Pulsó el botón de silencio. A ella le gustaba hablar desde el cuarto de baño.
—Igual podemos reservar para el próximo fin de semana.
—Sería estupendo. —El agua del grifo corrió durante un segundo, luego paró—. ¿Sabes lo que también sería estupendo?
Él se desconectó y guardó el ordenador en su funda.
—¿Qué?
—Que el próximo fin de semana fuéramos juntos a Los Ángeles, tú y yo. Vamos, que los dos queremos vivir allí. Ahora que has conseguido todo ese dinero, podrías dejar tu estúpido trabajo con los ovnis y dedicarte a escribir guiones de cine, y yo podría dejar mi estúpido trabajo de acompañante y mi estúpido trabajo con las vasectomías y ser actriz, igual hasta una actriz de las de verdad. Podríamos ir a buscar casa el fin de semana que viene. ¿Qué me dices? Lo pasaríamos bien.
La cara de Will Piper ocupaba toda la pantalla de plasma. «¡Dios! —pensó Mark—. ¡Es la segunda vez en dos días!»Volvió a dar sonido a la tele.
—¿Me has oído? ¿No te parece que lo pasaríamos bien?
—¡Espera un segundo, Kerry, enseguida estoy contigo!
Escuchó los informativos aterrorizado. Sentía como si una boa constrictor se le hubiera enroscado alrededor del pecho y le estuviera apretando hasta cortarle la respiración. ¿El día anterior alardeaba de que tenía nuevas pistas y de pronto se había convertido en un fugitivo? ¿Y que le llamaran estando de vacaciones era pura coincidencia? Sus doscientos puntos de coeficiente intelectual se pusieron a remar en la misma dirección.

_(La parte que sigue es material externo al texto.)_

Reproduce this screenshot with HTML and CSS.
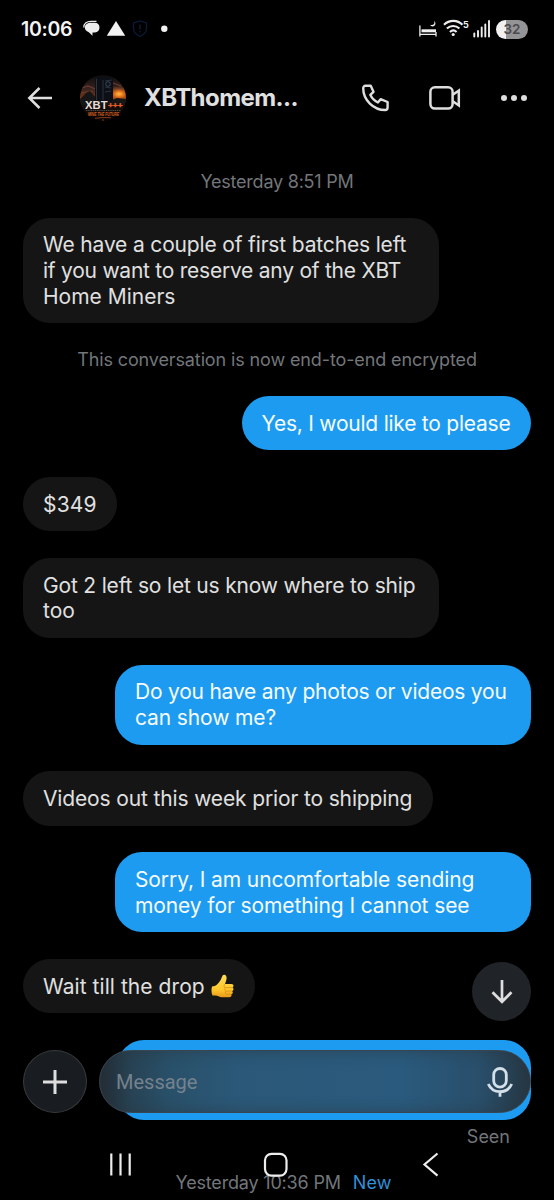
FILE: index.html
```html
<!DOCTYPE html>
<html lang="en">
<head>
<meta charset="utf-8">
<title>Conversation</title>
<link rel="stylesheet" href="styles.css">
</head>
<body>
<div class="phone">
  <div class="status">
    <span class="clock">10:06</span>
    <svg class="status-left" width="90" height="20" viewBox="0 0 90 20">
      <path d="M.8 8.500C.6 4.500 3.500 2.400 8 2.400h5.500" fill="none" stroke="#eee" stroke-width="1.200"/>
      <path d="M8 3.800h3.500c3.200 0 5 1.900 5 4.700s-1.800 4.700-4.500 4.900H9.500v3.400L5.500 13C3.300 12.300 1.800 10.800 1.800 8.500c0-2.800 2.700-4.700 6.200-4.700z" fill="#eee"/>
      <path d="M33 2l9.200 14.800H23.800z" fill="#f2f2f2"/>
      <path d="M57 2l6.500 2v6c0 3.500-3 5.800-6.500 7.500-3.500-1.700-6.500-4-6.500-7.500V4z" fill="none" stroke="#0b1c38" stroke-width="1.300"/>
      <path d="M57 5.500v5M57 12v1.600" stroke="#0b1c38" stroke-width="1.500"/>
      <circle cx="81.300" cy="9.800" r="3.200" fill="#f2f2f2"/>
    </svg>
    <svg class="status-right" width="72" height="20" viewBox="0 0 72 20">
      <g fill="none" stroke="#eee" stroke-width="1.300">
        <path d="M.9 6.500v11M.9 15.300h16.500M17 13v4.500"/>
        <path d="M2.500 11.800h14.500" stroke-width="3"/>
      </g>
      <path d="M15.200 2c1 3-1.200 4.800-4 3.800.8 2.300 4.800 2.200 5.200-1 .1-1.200-.3-2.200-1.200-2.800z" fill="#eee"/>
      <g fill="none" stroke="#eee" stroke-width="2.100">
        <path d="M25 5.800c5.200-5.200 13.500-5.200 18.500 0M27.900 9.600c3.600-3.500 9-3.500 12.500 0M30.900 13c2-1.800 4.800-1.800 6.700 0"/>
      </g>
      <circle cx="34.200" cy="15.500" r="1.600" fill="#eee"/>
      <path d="M55.300 14.500v3M59 12v5.500M62.700 8.500v9M66.300 5.500v12M70 2v15.500" stroke="#eee" stroke-width="1.900" stroke-linecap="round"/>
      <text class="wifi-gen" x="44" y="8.500">5</text>
    </svg>
    <span class="battery">32</span>
  </div>

  <header class="header">
    <svg class="back" width="26" height="22" viewBox="0 0 26 22" fill="none" stroke="#dedede" stroke-width="2.500"><path d="M25 11H3M12.500 1L2.300 11l10.200 10"/></svg>
    <svg class="avatar" width="46" height="46" viewBox="0 0 46 46">
      <defs>
        <clipPath id="round"><circle cx="23" cy="23" r="23"/></clipPath>
        <linearGradient id="sky" x1="0" y1="0" x2="0" y2="1"><stop offset="0" stop-color="#0b0c0e"/><stop offset=".3" stop-color="#38231e"/><stop offset=".5" stop-color="#7c3517"/><stop offset=".62" stop-color="#1b100c"/><stop offset="1" stop-color="#080605"/></linearGradient>
        <radialGradient id="sun"><stop offset="0" stop-color="#ffc04a"/><stop offset=".3" stop-color="#ee7d1d"/><stop offset="1" stop-color="#b04a12" stop-opacity="0"/></radialGradient>
      </defs>
      <g clip-path="url(#round)">
        <rect width="46" height="46" fill="url(#sky)"/>
        <ellipse cx="39" cy="19" rx="13" ry="8" fill="url(#sun)"/>
        <path d="M2 13l6-2 7 3M1 18l12-2M33 8l8 3M34 13l9 1" stroke="#6a3c31" stroke-width="1.200" fill="none"/>
        <path d="M0 24l6-6 4-2 6 7 16 2 5-2 9 1v6H0z" fill="#171617"/>
        <path d="M15 3l9-2 9 3v22l-10 2-8-2z" fill="#0c0f15"/>
        <path d="M16.500 4v21M23 5v20M25 6l7-1M25 12l6 1M25 17l6-1" stroke="#333c49" stroke-width=".8"/>
        <circle cx="28" cy="9" r="2.300" fill="none" stroke="#3a4a5e"/>
        <path d="M6 35.500h35" stroke="#77706b" stroke-width=".6" stroke-dasharray="1.500 .7"/>
        <path d="M15 43.300l8-.8 8 .2M23 44v2" stroke="#b55122" stroke-width=".7" fill="none"/>
      </g>
      <text class="logo-name" x="5" y="33.800" textLength="22.500" lengthAdjust="spacingAndGlyphs">XBT</text>
      <text class="logo-plus" x="28" y="33" textLength="14.500" lengthAdjust="spacingAndGlyphs">+++</text>
      <text class="logo-tag" x="8" y="41" textLength="31" lengthAdjust="spacingAndGlyphs">MINE THE FUTURE</text>
    </svg>
    <h1 class="title">XBThomem...</h1>
    <svg class="call" width="30" height="30" viewBox="0 0 30 30" fill="none" stroke="#dedede" stroke-width="2.400" stroke-linejoin="round"><path d="M4.500 2.800h5.200l2.800 6-3.200 3c1.700 3.600 4 6 7.600 7.700l2.700-3.300 7 2.800v5.600c0 1.500-.9 2.400-2.400 2.400C12.600 27 2.200 17 2.200 5.200c0-1.300.9-2.400 2.300-2.400z"/></svg>
    <svg class="video" width="32" height="26" viewBox="0 0 32 26" fill="none" stroke="#dedede" stroke-width="2.500"><rect x="1.400" y="2.300" width="22.200" height="21.300" rx="4.500"/><path d="M23.800 9.800l6-4.200v14.800l-6-4.200"/></svg>
    <svg class="more" width="28" height="8" viewBox="0 0 28 8" fill="#dedede"><circle cx="4" cy="4" r="3"/><circle cx="14" cy="4" r="3"/><circle cx="24" cy="4" r="3"/></svg>
  </header>

  <main class="chat">
    <p class="note day">Yesterday 8:51 PM</p>
    <div class="bubble in m1"><span class="a">We have a couple of first batches left</span><span class="b">if you want to reserve any of the XBT</span><span class="c">Home Miners</span></div>
    <p class="note secure">This conversation is now end-to-end encrypted</p>
    <div class="bubble out m2"><span>Yes, I would like to please</span></div>
    <div class="bubble in m3"><span>$349</span></div>
    <div class="bubble in m4"><span class="a">Got 2 left so let us know where to ship</span><span class="b">too</span></div>
    <div class="bubble out m5"><span class="a">Do you have any photos or videos you</span><span class="b">can show me?</span></div>
    <div class="bubble in m6"><span>Videos out this week prior to shipping</span></div>
    <div class="bubble out m7"><span class="a">Sorry, I am uncomfortable sending</span><span class="b">money for something I cannot see</span></div>
    <div class="bubble in m8"><span>Wait till the drop</span>
      <svg class="thumb" width="23" height="24" viewBox="0 0 23 24">
        <defs><linearGradient id="skin" x1="0" y1="0" x2="0" y2="1"><stop offset="0" stop-color="#ffdc55"/><stop offset=".65" stop-color="#ffc72e"/><stop offset="1" stop-color="#e99a18"/></linearGradient></defs>
        <path d="M1 12.500c4 0 6-2.500 8.500-6.200C11 4 11 1 13 .8c2.600-.2 3.200 3 2 6.200l-1 3h6.500c2.400 0 2.600 3 .8 3.600 1.800.8 1.400 3.200-.2 3.500 1.200.9.700 3-.8 3.200.7 1.300-.2 2.900-2.100 2.900H11c-3 0-4-1.700-7-1.700H1.500C.3 19 .2 15.500 1 12.500z" fill="url(#skin)"/>
        <path d="M14 10c-1.300.7-1.300 3 0 3.600h7M14.500 13.700c-1.200 1-.8 3 .3 3.400h6M15 17.200c-1 .9-.7 2.700.3 3h4.500" fill="none" stroke="#d48816" stroke-width=".7"/>
      </svg>
    </div>
    <div class="bubble out m9"></div>
    <p class="seen">Seen</p>
    <p class="note next"><span class="when">Yesterday 10:36 PM</span><span class="new">New</span></p>
  </main>

  <button class="jump" aria-label="Jump to latest"><svg width="22" height="26" viewBox="0 0 22 26" fill="none" stroke="#dedede" stroke-width="2.700"><path d="M11 1v22M1.500 13.200l9.500 9.600 9.500-9.600"/></svg></button>

  <div class="composer">
    <button class="add" aria-label="Add"><svg width="24" height="24" viewBox="0 0 24 24" stroke="#dedede" stroke-width="3"><path d="M12 0v24M0 12h24"/></svg></button>
    <div class="field">
      <span>Message</span>
      <svg width="26" height="30" viewBox="0 0 26 30" fill="none" stroke="#d3dfe9" stroke-width="2.800"><rect x="6.700" y="1.500" width="12.600" height="18.600" rx="6.300"/><path d="M1.300 17c2 4.600 6.600 7.700 11.700 7.700S22.700 21.600 24.700 17M13 24.700v5"/></svg>
    </div>
  </div>

  <nav class="nav">
    <svg width="320" height="26" viewBox="0 0 320 26" fill="none" stroke="#ededed" stroke-width="2.200"><path d="M2.300 2.500v22M11.500 2.500v22M20.700 2.500v22"/><rect x="156" y="2.800" width="21.500" height="21.800" rx="6.500"/><path d="M328.500 2.500L315.500 13.500l13 11.200"/></svg>
  </nav>
</div>
</body>
</html>
```
FILE: styles.css
```css
* { box-sizing: border-box; }
body { margin: 0; background: #000; }
p, h1 { margin: 0; }
button { padding: 0; border: 0; }
svg { display: block; flex: none; }
.phone {
  position: relative;
  width: 554px;
  height: 1200px;
  overflow: hidden;
  background: #000;
  color: #e0e0e0;
  font-family: Inter, "Liberation Sans", sans-serif;
}
.status { display: flex; height: 58px; padding: 0 26px 0 21px; align-items: center; }
.clock { width: 62px; font: 600 19.500px/24px Inter, sans-serif; letter-spacing: -.3px; color: #f4f4f4; white-space: nowrap; }
.status-left { width: 90px; }
.status-right { margin-left: auto; }
.wifi-gen { font: 700 9px Inter, sans-serif; fill: #eee; }
.battery {
  width: 32px;
  height: 19px;
  margin-left: 5px;
  border-radius: 10px;
  background: linear-gradient(90deg, #f1f1f1 32%, #949496 32%);
  color: #4b4b4d;
  font: 600 13.500px/19px Inter, sans-serif;
  text-align: center;
}
.header { display: flex; height: 79px; padding-left: 27px; align-items: center; }
.avatar { margin-left: 27px; overflow: visible; }
.title { width: 200px; margin-left: 18px; font-size: 24px; font-weight: 700; line-height: 30px; letter-spacing: -.55px; white-space: nowrap; }
.call { margin-left: 17px; }
.video { margin-left: 37.500px; }
.more { margin-left: 39.500px; }
.logo-name { font: 700 10.500px "Liberation Sans", sans-serif; fill: #e5ddd8; }
.logo-plus { font: 700 8px "Liberation Sans", sans-serif; fill: #e55b27; stroke: #e55b27; stroke-width: .4px; }
.logo-tag { font: italic 700 5.500px "Liberation Sans", sans-serif; fill: #d76020; }

.chat { display: flex; flex-direction: column; padding: 33.500px 23px 0; }
.note { font-size: 18px; line-height: 22px; color: #72767a; text-align: center; white-space: nowrap; }
.day { margin-bottom: 25px; letter-spacing: -.23px; }
.secure { margin: -1px 0 25px; letter-spacing: -.12px; }
.bubble {
  display: flex;
  flex-direction: column;
  width: 416px;
  margin-bottom: 26.700px;
  padding: 14.800px 20px 13.800px;
  border-radius: 27px;
  background: #151515;
  font-size: 21px;
  line-height: 25.700px;
  white-space: nowrap;
}
.bubble span { align-self: flex-start; }
.out { align-self: flex-end; background: #1d9bf0; color: #f6fbff; }
.m1 .a { letter-spacing: -.16px; }
.m1 .b { letter-spacing: -.24px; }
.m2 { width: 289.500px; letter-spacing: -.23px; }
.m3 { width: 94px; letter-spacing: .2px; }
.m4 .a { letter-spacing: -.18px; }
.m5 .a { letter-spacing: -.22px; }
.m5 .b { letter-spacing: -.12px; }
.m6 { width: 410px; letter-spacing: -.14px; }
.m7 { letter-spacing: -.1px; }
.m8 { flex-direction: row; width: 232px; letter-spacing: .06px; }
.thumb { margin: 0 0 0 6px; }
.m9 { width: 414px; height: 80px; margin-bottom: 0; }
.seen { padding: 6px 21px 0 0; font-size: 18px; line-height: 22px; color: #72767a; text-align: right; }
.next { display: flex; margin-top: 24px; padding-left: 152.500px; gap: 12px; letter-spacing: -.18px; }
.new { color: #2f8fd8; letter-spacing: .1px; }

.jump { position: absolute; left: 472px; top: 962px; display: grid; width: 59px; height: 59px; place-items: center; border-radius: 50%; background: #202327; }
.composer { position: absolute; left: 23px; top: 1050px; display: flex; width: 508px; height: 63px; gap: 12px; }
.add { display: grid; flex: none; width: 64px; height: 63px; place-items: center; border: 1px solid #383a3c; border-radius: 50%; background: #191d21; }
.field {
  display: flex;
  flex: 1;
  padding: 0 17px 0 16px;
  align-items: center;
  justify-content: space-between;
  border: 1px solid #3a454d;
  border-radius: 32px;
  background: linear-gradient(90deg, #222c34 0, #284253 7%, #295069 16%, #2b5878 32%, #2a5a7d 70%, #294f6b 88%, #263743 100%);
  box-shadow: inset 0 0 14px #28353e90;
  color: #75828e;
  font: 20px/26px Roboto, sans-serif;
}
.nav { position: absolute; left: 109px; top: 1151px; }
.nav svg { overflow: visible; }
```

—Mierda, mierda, mierda, mierda...
—¿Qué dices, cariño?
—¡Ahora estoy contigo!
Cuando cogió de nuevo el portátil, las manos le temblaban como si tuviera malaria.

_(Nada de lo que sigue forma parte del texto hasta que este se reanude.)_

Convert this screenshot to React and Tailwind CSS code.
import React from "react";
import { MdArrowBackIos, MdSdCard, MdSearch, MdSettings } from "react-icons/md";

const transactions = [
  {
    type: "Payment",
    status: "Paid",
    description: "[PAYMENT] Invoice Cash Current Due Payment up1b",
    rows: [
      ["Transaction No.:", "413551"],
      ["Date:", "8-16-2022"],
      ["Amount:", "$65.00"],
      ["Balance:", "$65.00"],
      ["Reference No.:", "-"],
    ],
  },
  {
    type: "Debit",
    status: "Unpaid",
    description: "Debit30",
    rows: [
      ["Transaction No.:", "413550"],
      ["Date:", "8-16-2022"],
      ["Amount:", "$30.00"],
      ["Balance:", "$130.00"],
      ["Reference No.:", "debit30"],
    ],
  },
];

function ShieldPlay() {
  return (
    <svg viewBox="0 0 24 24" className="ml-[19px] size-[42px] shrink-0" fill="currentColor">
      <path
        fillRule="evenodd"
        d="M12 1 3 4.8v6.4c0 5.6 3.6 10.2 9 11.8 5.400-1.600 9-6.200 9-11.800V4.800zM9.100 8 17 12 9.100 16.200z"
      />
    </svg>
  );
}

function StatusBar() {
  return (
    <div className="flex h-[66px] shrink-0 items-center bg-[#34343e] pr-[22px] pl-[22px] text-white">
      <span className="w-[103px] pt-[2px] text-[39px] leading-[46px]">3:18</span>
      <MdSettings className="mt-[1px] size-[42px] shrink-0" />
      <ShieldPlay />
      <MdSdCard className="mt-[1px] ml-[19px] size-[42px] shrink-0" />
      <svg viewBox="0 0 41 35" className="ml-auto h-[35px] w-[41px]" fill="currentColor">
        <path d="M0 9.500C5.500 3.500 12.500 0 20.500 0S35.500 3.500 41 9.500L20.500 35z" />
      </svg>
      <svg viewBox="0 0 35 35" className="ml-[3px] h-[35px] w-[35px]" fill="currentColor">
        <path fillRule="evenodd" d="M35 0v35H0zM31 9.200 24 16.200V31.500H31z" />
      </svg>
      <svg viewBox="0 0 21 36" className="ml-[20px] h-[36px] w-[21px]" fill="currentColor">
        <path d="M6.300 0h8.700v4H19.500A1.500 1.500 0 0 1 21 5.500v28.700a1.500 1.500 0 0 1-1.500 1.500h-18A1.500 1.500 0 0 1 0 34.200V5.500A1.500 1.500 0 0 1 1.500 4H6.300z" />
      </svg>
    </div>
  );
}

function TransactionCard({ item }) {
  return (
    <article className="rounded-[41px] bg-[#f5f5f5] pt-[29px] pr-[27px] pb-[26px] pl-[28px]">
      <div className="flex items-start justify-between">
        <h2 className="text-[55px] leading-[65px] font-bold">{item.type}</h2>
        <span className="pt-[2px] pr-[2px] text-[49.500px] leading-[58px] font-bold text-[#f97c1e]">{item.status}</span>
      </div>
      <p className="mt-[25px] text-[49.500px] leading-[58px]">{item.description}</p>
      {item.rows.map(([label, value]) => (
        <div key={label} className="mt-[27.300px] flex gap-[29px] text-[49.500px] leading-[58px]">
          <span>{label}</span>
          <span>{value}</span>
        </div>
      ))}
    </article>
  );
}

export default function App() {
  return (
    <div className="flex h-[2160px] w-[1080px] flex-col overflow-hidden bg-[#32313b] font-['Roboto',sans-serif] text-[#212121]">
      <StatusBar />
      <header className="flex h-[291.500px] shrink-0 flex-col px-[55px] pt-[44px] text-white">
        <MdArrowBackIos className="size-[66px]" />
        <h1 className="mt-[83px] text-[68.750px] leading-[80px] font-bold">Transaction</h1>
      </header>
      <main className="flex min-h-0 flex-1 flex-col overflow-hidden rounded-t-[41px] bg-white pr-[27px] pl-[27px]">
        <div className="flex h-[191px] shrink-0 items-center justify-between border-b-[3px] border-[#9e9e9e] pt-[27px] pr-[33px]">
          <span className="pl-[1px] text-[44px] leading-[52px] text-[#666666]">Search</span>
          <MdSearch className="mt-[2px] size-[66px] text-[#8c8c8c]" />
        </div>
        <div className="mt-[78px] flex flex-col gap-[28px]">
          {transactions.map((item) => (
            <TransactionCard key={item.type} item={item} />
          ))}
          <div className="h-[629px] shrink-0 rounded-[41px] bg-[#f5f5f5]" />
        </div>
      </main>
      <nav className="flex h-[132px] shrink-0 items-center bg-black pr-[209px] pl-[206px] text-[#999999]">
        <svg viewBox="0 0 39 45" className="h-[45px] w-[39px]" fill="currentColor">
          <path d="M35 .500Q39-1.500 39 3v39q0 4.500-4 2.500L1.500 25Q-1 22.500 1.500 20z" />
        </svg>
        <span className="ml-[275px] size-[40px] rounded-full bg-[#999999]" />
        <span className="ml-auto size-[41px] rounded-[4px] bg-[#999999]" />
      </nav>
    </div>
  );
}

Nunca había querido hacer eso. En Área 51 había un montón de gente que había sentido la tentación, para eso estaban los vigilantes, para eso eran sus algoritmos, pero él no era como el resto. El era del tipo «esto es lo que hay». Y ahora necesitaba desesperadamente saber. Introdujo su contraseña y se registró en la base de datos pirateada que tenía almacenada en su disco duro. Tenía que trabajar con rapidez. Si se paraba a pensar en lo que estaba haciendo lo mandaría todo al garete.
Comenzó a introducir nombres.
Kerry salió del cuarto de baño, iba de punta en blanco con un provocativo vestido rojo y su nuevo reloj resplandeciendo en su muñeca.
—¡Mark! ¿Qué te pasa?
Tenía el ordenador cerrado en su regazo pero berreaba como un niño pequeño, sollozos de los que encogen el corazón y torrentes de lágrimas. Ella se arrodilló junto a él y le rodeó con sus brazos.
—¿Estás bien, cariño?
Mark sacudió la cabeza.
—¿Qué ha pasado?
Tenía que pensar rápido.
—Me han enviado un correo. Mi tía ha muerto.
—¡Oh, cariño, lo siento mucho! —Mark se levantó; temblaba, no, era más que eso: le faltó poco para desmayarse. Ella se puso en pie con él y le dio un abrazo enorme, lo cual impidió que Mark se cayera de espaldas—. ¿Ha sido así, de improviso?
Asintió con un gesto e intentó secarse las lágrimas con la mano. Kerry fue a buscar un pañuelo, volvió corriendo junto a él y le limpió la cara como lo haría una madre con un niño desvalido.
—Escucha, tengo una idea —dijo él como un autómata—. Iremos a Los Ángeles esta noche. Ahora mismo. En coche. Mi coche se calienta mucho. Iremos en el tuyo. Mañana compraremos una casa, ¿vale? En las colinas de Hollywood, donde viven los escritores y los actores. ¿Vale? ¿Puedes hacer las maletas?
Ella se lo quedó mirando, preocupada y perpleja.
—¿Estás seguro de que quieres ir ahora mismo, Mark? Acabas de sufrir un shock. ¿Y si esperamos a mañana?
Marx dio un zapatazo en el suelo y gritó como lo haría un crío:
—¡No! ¡No quiero esperar! ¡Quiero ir ahora!— Ella dio un paso atrás.
—¿Por qué tanta prisa, cariño? —Kerry comenzaba a asustarse.
Estuvo a punto de volver a echarse a llorar, pero consiguió controlarse. Respirando profundamente a través de sus bloqueadas fosas nasales, guardó su portátil y apagó el teléfono móvil.
—Porque la vida es muy corta, Kerry. Joder, es demasiado corta.